● TASK INSTRUCTIONS:
Word for word, transcribe the lines below and drop the pictures.

● COLLECTED MATERIAL:
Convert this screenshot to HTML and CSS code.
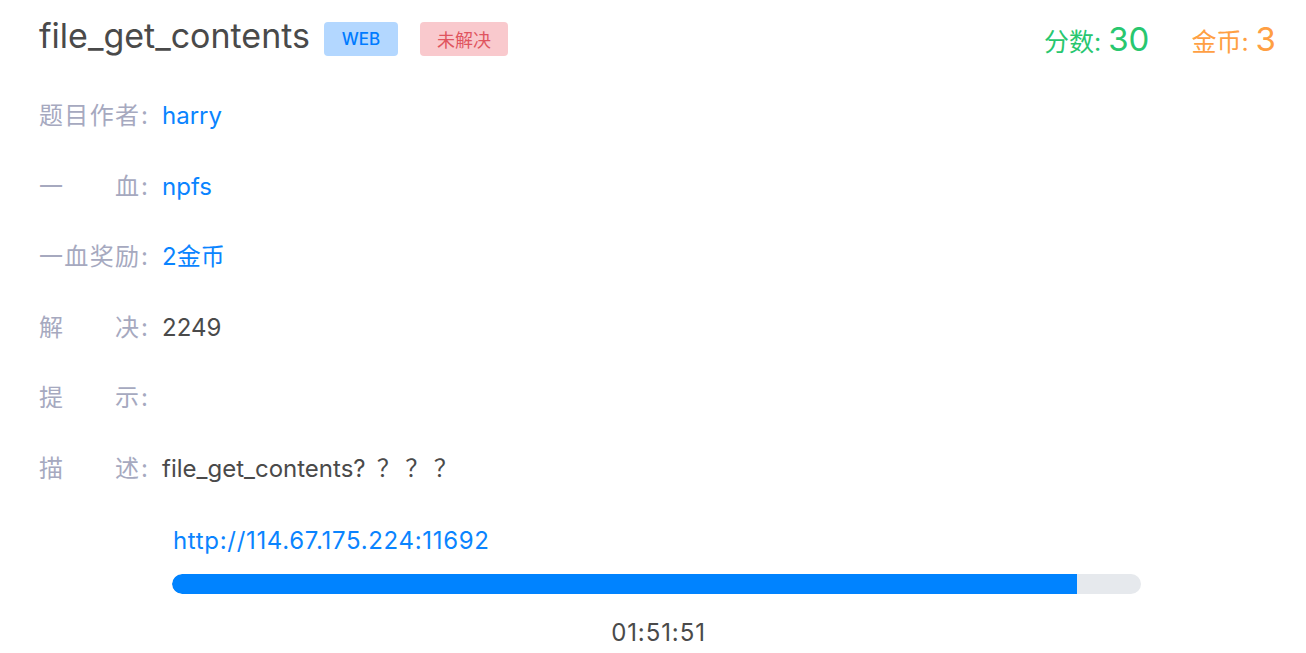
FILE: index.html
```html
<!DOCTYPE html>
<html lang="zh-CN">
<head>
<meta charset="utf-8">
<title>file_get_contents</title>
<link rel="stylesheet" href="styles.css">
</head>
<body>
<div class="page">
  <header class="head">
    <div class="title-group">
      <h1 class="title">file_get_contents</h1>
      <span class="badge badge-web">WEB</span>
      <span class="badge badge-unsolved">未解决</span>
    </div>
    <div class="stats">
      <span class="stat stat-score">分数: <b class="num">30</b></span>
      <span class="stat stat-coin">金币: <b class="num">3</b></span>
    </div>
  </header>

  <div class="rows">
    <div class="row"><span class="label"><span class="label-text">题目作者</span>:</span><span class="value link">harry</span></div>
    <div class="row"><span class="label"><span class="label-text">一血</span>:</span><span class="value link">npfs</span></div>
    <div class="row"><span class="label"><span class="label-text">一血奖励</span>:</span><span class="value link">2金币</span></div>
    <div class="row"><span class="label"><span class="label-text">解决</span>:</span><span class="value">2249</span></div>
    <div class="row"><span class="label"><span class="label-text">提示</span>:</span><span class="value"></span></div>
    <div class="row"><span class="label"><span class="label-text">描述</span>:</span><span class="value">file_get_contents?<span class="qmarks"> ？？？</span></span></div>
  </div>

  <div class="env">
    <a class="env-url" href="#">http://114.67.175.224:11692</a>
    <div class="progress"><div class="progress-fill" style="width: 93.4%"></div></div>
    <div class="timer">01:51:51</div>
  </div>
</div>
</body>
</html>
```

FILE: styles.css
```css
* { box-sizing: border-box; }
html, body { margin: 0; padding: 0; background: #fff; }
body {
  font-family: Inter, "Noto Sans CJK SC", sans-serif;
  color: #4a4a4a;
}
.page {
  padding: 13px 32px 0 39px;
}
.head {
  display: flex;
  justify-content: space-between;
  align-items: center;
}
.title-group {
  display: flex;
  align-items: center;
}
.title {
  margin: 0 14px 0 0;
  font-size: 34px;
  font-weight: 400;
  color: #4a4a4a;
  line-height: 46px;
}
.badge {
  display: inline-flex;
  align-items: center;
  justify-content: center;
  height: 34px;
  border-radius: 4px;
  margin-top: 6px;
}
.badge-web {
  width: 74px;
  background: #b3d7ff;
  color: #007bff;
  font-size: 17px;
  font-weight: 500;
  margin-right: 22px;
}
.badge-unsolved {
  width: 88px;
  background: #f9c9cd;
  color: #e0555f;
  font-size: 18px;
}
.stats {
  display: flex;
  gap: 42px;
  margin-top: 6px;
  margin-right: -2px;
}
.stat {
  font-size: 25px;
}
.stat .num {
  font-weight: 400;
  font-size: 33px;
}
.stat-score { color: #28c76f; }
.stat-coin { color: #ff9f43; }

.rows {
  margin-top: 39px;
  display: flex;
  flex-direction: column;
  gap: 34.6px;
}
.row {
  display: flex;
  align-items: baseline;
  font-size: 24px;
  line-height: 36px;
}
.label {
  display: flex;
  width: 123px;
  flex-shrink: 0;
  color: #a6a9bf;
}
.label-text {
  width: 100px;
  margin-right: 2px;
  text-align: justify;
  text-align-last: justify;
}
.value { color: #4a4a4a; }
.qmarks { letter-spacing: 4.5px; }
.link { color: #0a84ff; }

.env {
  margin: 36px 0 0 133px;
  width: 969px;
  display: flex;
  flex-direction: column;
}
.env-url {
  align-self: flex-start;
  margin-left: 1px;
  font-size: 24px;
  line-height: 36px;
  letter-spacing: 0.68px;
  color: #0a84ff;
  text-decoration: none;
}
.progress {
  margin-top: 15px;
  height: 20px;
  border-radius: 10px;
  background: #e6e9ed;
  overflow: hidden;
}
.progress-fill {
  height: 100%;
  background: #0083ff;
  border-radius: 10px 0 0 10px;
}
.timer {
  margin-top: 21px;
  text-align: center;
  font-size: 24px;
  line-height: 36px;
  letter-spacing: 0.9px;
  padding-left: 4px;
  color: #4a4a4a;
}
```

● OUTPUT FOR THIS TASK:
Convert this screenshot to HTML and CSS code.
FILE: index.html
```html
<!DOCTYPE html>
<html lang="zh-CN">
<head>
<meta charset="utf-8">
<title>file_get_contents</title>
<link rel="stylesheet" href="styles.css">
</head>
<body>
<div class="page">
  <header class="head">
    <div class="title-group">
      <h1 class="title">file_get_contents</h1>
      <span class="badge badge-web">WEB</span>
      <span class="badge badge-unsolved">未解决</span>
    </div>
    <div class="stats">
      <span class="stat stat-score">分数: <b class="num">30</b></span>
      <span class="stat stat-coin">金币: <b class="num">3</b></span>
    </div>
  </header>

  <div class="rows">
    <div class="row"><span class="label"><span class="label-text">题目作者</span>:</span><span class="value link">harry</span></div>
    <div class="row"><span class="label"><span class="label-text">一血</span>:</span><span class="value link">npfs</span></div>
    <div class="row"><span class="label"><span class="label-text">一血奖励</span>:</span><span class="value link">2金币</span></div>
    <div class="row"><span class="label"><span class="label-text">解决</span>:</span><span class="value">2249</span></div>
    <div class="row"><span class="label"><span class="label-text">提示</span>:</span><span class="value"></span></div>
    <div class="row"><span class="label"><span class="label-text">描述</span>:</span><span class="value">file_get_contents?<span class="qmarks"> ？？？</span></span></div>
  </div>

  <div class="env">
    <a class="env-url" href="#">http://114.67.175.224:11692</a>
    <div class="progress"><div class="progress-fill" style="width: 93.4%"></div></div>
    <div class="timer">01:51:51</div>
  </div>
</div>
</body>
</html>
```

FILE: styles.css
```css
* { box-sizing: border-box; }
html, body { margin: 0; padding: 0; background: #fff; }
body {
  font-family: Inter, "Noto Sans CJK SC", sans-serif;
  color: #4a4a4a;
}
.page {
  padding: 13px 32px 0 39px;
}
.head {
  display: flex;
  justify-content: space-between;
  align-items: center;
}
.title-group {
  display: flex;
  align-items: center;
}
.title {
  margin: 0 14px 0 0;
  font-size: 34px;
  font-weight: 400;
  color: #4a4a4a;
  line-height: 46px;
}
.badge {
  display: inline-flex;
  align-items: center;
  justify-content: center;
  height: 34px;
  border-radius: 4px;
  margin-top: 6px;
}
.badge-web {
  width: 74px;
  background: #b3d7ff;
  color: #007bff;
  font-size: 17px;
  font-weight: 500;
  margin-right: 22px;
}
.badge-unsolved {
  width: 88px;
  background: #f9c9cd;
  color: #e0555f;
  font-size: 18px;
}
.stats {
  display: flex;
  gap: 42px;
  margin-top: 6px;
  margin-right: -2px;
}
.stat {
  font-size: 25px;
}
.stat .num {
  font-weight: 400;
  font-size: 33px;
}
.stat-score { color: #28c76f; }
.stat-coin { color: #ff9f43; }

.rows {
  margin-top: 39px;
  display: flex;
  flex-direction: column;
  gap: 34.6px;
}
.row {
  display: flex;
  align-items: baseline;
  font-size: 24px;
  line-height: 36px;
}
.label {
  display: flex;
  width: 123px;
  flex-shrink: 0;
  color: #a6a9bf;
}
.label-text {
  width: 100px;
  margin-right: 2px;
  text-align: justify;
  text-align-last: justify;
}
.value { color: #4a4a4a; }
.qmarks { letter-spacing: 4.5px; }
.link { color: #0a84ff; }

.env {
  margin: 36px 0 0 133px;
  width: 969px;
  display: flex;
  flex-direction: column;
}
.env-url {
  align-self: flex-start;
  margin-left: 1px;
  font-size: 24px;
  line-height: 36px;
  letter-spacing: 0.68px;
  color: #0a84ff;
  text-decoration: none;
}
.progress {
  margin-top: 15px;
  height: 20px;
  border-radius: 10px;
  background: #e6e9ed;
  overflow: hidden;
}
.progress-fill {
  height: 100%;
  background: #0083ff;
  border-radius: 10px 0 0 10px;
}
.timer {
  margin-top: 21px;
  text-align: center;
  font-size: 24px;
  line-height: 36px;
  letter-spacing: 0.9px;
  padding-left: 4px;
  color: #4a4a4a;
}
```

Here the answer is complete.